MODIFICATIONS OF CONDITIONS

The Operator reserves the right to modify at any time and without notice the content of the Website or the services available therein, and/or to temporarily or permanently cease operating all or part of the Website.

Furthermore, the Operator reserves the right to modify at any time and without notice the location of the Website on the Internet, as well as these GTS. The Client is therefore obliged to refer to these GTS before any use of the Website. IN CASE OF MATERIAL CHANGES AND IN THE EVENT OF ONGOING SERVICES, THE USER WILL BE INFORMED BY EMAIL AND BY A NOTICE ON THE WEBSITE BEFORE THE CHANGE IS IMPLEMENTED.

The Client acknowledges that the Operator cannot be held liable in any way towards them or any third party for these modifications, suspensions, or cessations.

The Operator advises the Client to save and/or print the present GTS for safe and lasting storage, and thus be able to invoke them at any time during the execution of the contract if needed.

CLAIM

In case of dispute, you should first contact the company’s customer service at the following contact details: support@campus.coach.

GOVERNING LAW

These GTS are governed, interpreted, and applied in accordance with Canadian and Québec law.
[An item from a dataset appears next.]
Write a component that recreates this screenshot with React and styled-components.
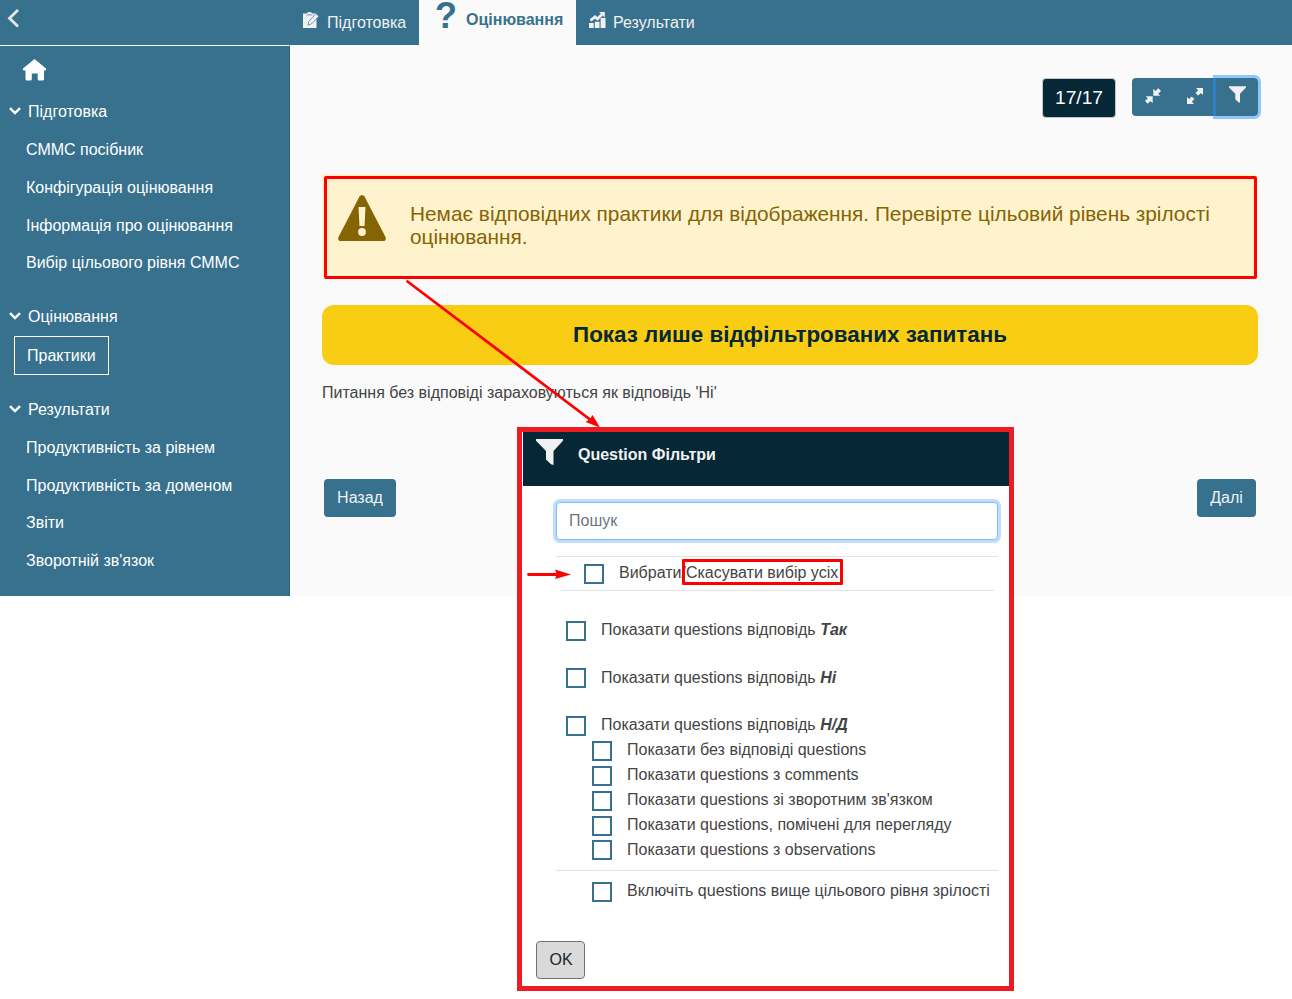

ACCEPTANCE OF THE GTS BY THE CLIENT

The Client acknowledges having carefully read these GTS.

By registering on the Website, the Client confirms having taken note of the GTS and accepting them, making them contractually bound by the terms of these GTS.

The GTS applicable to the Client are those available on the date of the order, a dated copy of which may be provided at the Client’s request, and it is specified that any modification of the GTS made by the Operator will not apply to any order made beforehand unless expressly agreed for by the Client originating from a given order.